** Start of SOURCE MATERIAL **
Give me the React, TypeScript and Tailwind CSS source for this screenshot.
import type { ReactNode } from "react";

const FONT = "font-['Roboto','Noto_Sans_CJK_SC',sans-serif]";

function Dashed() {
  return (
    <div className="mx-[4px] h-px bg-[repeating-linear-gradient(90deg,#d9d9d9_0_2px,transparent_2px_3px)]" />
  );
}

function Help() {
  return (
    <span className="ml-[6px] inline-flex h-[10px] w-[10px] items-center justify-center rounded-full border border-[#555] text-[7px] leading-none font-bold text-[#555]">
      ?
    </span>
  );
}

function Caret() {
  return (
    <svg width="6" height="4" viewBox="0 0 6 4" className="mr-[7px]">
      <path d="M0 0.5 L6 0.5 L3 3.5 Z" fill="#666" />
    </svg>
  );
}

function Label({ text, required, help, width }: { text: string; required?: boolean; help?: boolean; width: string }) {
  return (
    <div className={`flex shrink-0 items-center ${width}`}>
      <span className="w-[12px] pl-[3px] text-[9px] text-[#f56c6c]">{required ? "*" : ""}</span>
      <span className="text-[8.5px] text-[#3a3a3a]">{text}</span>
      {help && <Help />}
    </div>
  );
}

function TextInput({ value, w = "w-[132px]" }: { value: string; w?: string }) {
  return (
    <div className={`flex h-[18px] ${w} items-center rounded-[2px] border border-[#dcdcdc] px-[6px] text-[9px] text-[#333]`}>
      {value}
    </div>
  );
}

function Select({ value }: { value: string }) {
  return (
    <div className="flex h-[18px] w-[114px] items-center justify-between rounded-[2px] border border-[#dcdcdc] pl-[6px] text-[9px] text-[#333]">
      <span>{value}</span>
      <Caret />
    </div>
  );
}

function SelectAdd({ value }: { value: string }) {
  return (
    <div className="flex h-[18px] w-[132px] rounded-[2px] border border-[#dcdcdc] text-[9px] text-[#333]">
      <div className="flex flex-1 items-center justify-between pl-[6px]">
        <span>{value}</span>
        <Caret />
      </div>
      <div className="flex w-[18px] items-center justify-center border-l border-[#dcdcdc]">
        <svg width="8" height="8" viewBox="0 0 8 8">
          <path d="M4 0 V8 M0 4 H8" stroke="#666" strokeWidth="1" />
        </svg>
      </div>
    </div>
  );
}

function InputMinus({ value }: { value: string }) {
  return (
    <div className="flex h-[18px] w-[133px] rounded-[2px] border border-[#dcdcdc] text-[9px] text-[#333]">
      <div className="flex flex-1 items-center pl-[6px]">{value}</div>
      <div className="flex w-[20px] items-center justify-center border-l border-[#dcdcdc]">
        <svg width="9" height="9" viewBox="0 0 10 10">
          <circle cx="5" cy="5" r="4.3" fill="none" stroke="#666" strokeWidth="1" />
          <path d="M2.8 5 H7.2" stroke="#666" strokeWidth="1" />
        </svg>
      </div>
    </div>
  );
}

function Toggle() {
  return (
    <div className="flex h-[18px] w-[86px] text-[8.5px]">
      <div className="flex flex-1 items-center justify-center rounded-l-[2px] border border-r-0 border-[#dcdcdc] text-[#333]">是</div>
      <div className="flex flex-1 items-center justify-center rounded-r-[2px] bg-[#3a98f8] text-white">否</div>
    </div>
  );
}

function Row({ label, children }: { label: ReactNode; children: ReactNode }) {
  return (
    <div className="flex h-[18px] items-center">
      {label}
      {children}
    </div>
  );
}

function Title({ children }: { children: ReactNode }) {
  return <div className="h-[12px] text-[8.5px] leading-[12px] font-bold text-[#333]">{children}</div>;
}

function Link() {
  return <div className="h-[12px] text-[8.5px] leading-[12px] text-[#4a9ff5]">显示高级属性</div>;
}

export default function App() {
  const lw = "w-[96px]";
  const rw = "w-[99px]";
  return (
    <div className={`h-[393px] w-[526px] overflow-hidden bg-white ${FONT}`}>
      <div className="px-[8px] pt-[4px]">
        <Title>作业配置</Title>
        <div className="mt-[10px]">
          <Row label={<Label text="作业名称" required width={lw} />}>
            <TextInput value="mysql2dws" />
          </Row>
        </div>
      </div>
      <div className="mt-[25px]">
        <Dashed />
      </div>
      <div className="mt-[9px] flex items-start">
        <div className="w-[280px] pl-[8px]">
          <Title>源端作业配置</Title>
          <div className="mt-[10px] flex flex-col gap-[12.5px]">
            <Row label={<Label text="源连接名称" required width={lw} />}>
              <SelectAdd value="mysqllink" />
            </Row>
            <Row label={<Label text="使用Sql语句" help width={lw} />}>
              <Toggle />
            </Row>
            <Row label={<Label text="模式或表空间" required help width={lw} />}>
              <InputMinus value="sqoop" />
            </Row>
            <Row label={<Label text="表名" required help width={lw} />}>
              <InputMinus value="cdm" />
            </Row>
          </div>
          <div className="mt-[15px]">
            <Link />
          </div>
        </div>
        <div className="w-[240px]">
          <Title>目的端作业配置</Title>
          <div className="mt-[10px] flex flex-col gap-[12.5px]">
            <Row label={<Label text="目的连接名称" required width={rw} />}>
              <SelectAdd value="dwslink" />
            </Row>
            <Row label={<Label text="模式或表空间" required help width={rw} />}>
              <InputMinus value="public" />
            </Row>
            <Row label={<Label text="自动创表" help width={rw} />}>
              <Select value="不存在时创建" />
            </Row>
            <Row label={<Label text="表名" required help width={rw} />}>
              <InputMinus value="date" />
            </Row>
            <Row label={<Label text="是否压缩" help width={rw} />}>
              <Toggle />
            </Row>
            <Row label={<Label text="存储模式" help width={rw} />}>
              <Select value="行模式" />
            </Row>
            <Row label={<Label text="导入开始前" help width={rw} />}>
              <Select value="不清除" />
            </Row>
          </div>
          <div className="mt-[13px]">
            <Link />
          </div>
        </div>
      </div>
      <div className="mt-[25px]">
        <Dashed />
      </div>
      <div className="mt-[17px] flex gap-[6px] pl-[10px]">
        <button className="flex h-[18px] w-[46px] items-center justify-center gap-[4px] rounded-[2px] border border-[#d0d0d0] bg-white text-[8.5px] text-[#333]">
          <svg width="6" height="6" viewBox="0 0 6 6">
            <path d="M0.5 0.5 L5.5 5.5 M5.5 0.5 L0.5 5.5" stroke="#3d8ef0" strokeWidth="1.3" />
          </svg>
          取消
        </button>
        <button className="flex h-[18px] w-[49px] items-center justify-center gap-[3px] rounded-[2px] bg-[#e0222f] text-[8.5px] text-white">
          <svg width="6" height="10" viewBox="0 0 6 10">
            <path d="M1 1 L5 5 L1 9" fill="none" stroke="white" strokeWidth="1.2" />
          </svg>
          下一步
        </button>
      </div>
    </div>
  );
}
** End of SOURCE MATERIAL **
TASK DESCRIPTION: Write out all the data again, exactly as it appears.

ANSWER BELOW:
Give me the React, TypeScript and Tailwind CSS source for this screenshot.
import type { ReactNode } from "react";

const FONT = "font-['Roboto','Noto_Sans_CJK_SC',sans-serif]";

function Dashed() {
  return (
    <div className="mx-[4px] h-px bg-[repeating-linear-gradient(90deg,#d9d9d9_0_2px,transparent_2px_3px)]" />
  );
}

function Help() {
  return (
    <span className="ml-[6px] inline-flex h-[10px] w-[10px] items-center justify-center rounded-full border border-[#555] text-[7px] leading-none font-bold text-[#555]">
      ?
    </span>
  );
}

function Caret() {
  return (
    <svg width="6" height="4" viewBox="0 0 6 4" className="mr-[7px]">
      <path d="M0 0.5 L6 0.5 L3 3.5 Z" fill="#666" />
    </svg>
  );
}

function Label({ text, required, help, width }: { text: string; required?: boolean; help?: boolean; width: string }) {
  return (
    <div className={`flex shrink-0 items-center ${width}`}>
      <span className="w-[12px] pl-[3px] text-[9px] text-[#f56c6c]">{required ? "*" : ""}</span>
      <span className="text-[8.5px] text-[#3a3a3a]">{text}</span>
      {help && <Help />}
    </div>
  );
}

function TextInput({ value, w = "w-[132px]" }: { value: string; w?: string }) {
  return (
    <div className={`flex h-[18px] ${w} items-center rounded-[2px] border border-[#dcdcdc] px-[6px] text-[9px] text-[#333]`}>
      {value}
    </div>
  );
}

function Select({ value }: { value: string }) {
  return (
    <div className="flex h-[18px] w-[114px] items-center justify-between rounded-[2px] border border-[#dcdcdc] pl-[6px] text-[9px] text-[#333]">
      <span>{value}</span>
      <Caret />
    </div>
  );
}

function SelectAdd({ value }: { value: string }) {
  return (
    <div className="flex h-[18px] w-[132px] rounded-[2px] border border-[#dcdcdc] text-[9px] text-[#333]">
      <div className="flex flex-1 items-center justify-between pl-[6px]">
        <span>{value}</span>
        <Caret />
      </div>
      <div className="flex w-[18px] items-center justify-center border-l border-[#dcdcdc]">
        <svg width="8" height="8" viewBox="0 0 8 8">
          <path d="M4 0 V8 M0 4 H8" stroke="#666" strokeWidth="1" />
        </svg>
      </div>
    </div>
  );
}

function InputMinus({ value }: { value: string }) {
  return (
    <div className="flex h-[18px] w-[133px] rounded-[2px] border border-[#dcdcdc] text-[9px] text-[#333]">
      <div className="flex flex-1 items-center pl-[6px]">{value}</div>
      <div className="flex w-[20px] items-center justify-center border-l border-[#dcdcdc]">
        <svg width="9" height="9" viewBox="0 0 10 10">
          <circle cx="5" cy="5" r="4.3" fill="none" stroke="#666" strokeWidth="1" />
          <path d="M2.8 5 H7.2" stroke="#666" strokeWidth="1" />
        </svg>
      </div>
    </div>
  );
}

function Toggle() {
  return (
    <div className="flex h-[18px] w-[86px] text-[8.5px]">
      <div className="flex flex-1 items-center justify-center rounded-l-[2px] border border-r-0 border-[#dcdcdc] text-[#333]">是</div>
      <div className="flex flex-1 items-center justify-center rounded-r-[2px] bg-[#3a98f8] text-white">否</div>
    </div>
  );
}

function Row({ label, children }: { label: ReactNode; children: ReactNode }) {
  return (
    <div className="flex h-[18px] items-center">
      {label}
      {children}
    </div>
  );
}

function Title({ children }: { children: ReactNode }) {
  return <div className="h-[12px] text-[8.5px] leading-[12px] font-bold text-[#333]">{children}</div>;
}

function Link() {
  return <div className="h-[12px] text-[8.5px] leading-[12px] text-[#4a9ff5]">显示高级属性</div>;
}

export default function App() {
  const lw = "w-[96px]";
  const rw = "w-[99px]";
  return (
    <div className={`h-[393px] w-[526px] overflow-hidden bg-white ${FONT}`}>
      <div className="px-[8px] pt-[4px]">
        <Title>作业配置</Title>
        <div className="mt-[10px]">
          <Row label={<Label text="作业名称" required width={lw} />}>
            <TextInput value="mysql2dws" />
          </Row>
        </div>
      </div>
      <div className="mt-[25px]">
        <Dashed />
      </div>
      <div className="mt-[9px] flex items-start">
        <div className="w-[280px] pl-[8px]">
          <Title>源端作业配置</Title>
          <div className="mt-[10px] flex flex-col gap-[12.5px]">
            <Row label={<Label text="源连接名称" required width={lw} />}>
              <SelectAdd value="mysqllink" />
            </Row>
            <Row label={<Label text="使用Sql语句" help width={lw} />}>
              <Toggle />
            </Row>
            <Row label={<Label text="模式或表空间" required help width={lw} />}>
              <InputMinus value="sqoop" />
            </Row>
            <Row label={<Label text="表名" required help width={lw} />}>
              <InputMinus value="cdm" />
            </Row>
          </div>
          <div className="mt-[15px]">
            <Link />
          </div>
        </div>
        <div className="w-[240px]">
          <Title>目的端作业配置</Title>
          <div className="mt-[10px] flex flex-col gap-[12.5px]">
            <Row label={<Label text="目的连接名称" required width={rw} />}>
              <SelectAdd value="dwslink" />
            </Row>
            <Row label={<Label text="模式或表空间" required help width={rw} />}>
              <InputMinus value="public" />
            </Row>
            <Row label={<Label text="自动创表" help width={rw} />}>
              <Select value="不存在时创建" />
            </Row>
            <Row label={<Label text="表名" required help width={rw} />}>
              <InputMinus value="date" />
            </Row>
            <Row label={<Label text="是否压缩" help width={rw} />}>
              <Toggle />
            </Row>
            <Row label={<Label text="存储模式" help width={rw} />}>
              <Select value="行模式" />
            </Row>
            <Row label={<Label text="导入开始前" help width={rw} />}>
              <Select value="不清除" />
            </Row>
          </div>
          <div className="mt-[13px]">
            <Link />
          </div>
        </div>
      </div>
      <div className="mt-[25px]">
        <Dashed />
      </div>
      <div className="mt-[17px] flex gap-[6px] pl-[10px]">
        <button className="flex h-[18px] w-[46px] items-center justify-center gap-[4px] rounded-[2px] border border-[#d0d0d0] bg-white text-[8.5px] text-[#333]">
          <svg width="6" height="6" viewBox="0 0 6 6">
            <path d="M0.5 0.5 L5.5 5.5 M5.5 0.5 L0.5 5.5" stroke="#3d8ef0" strokeWidth="1.3" />
          </svg>
          取消
        </button>
        <button className="flex h-[18px] w-[49px] items-center justify-center gap-[3px] rounded-[2px] bg-[#e0222f] text-[8.5px] text-white">
          <svg width="6" height="10" viewBox="0 0 6 10">
            <path d="M1 1 L5 5 L1 9" fill="none" stroke="white" strokeWidth="1.2" />
          </svg>
          下一步
        </button>
      </div>
    </div>
  );
}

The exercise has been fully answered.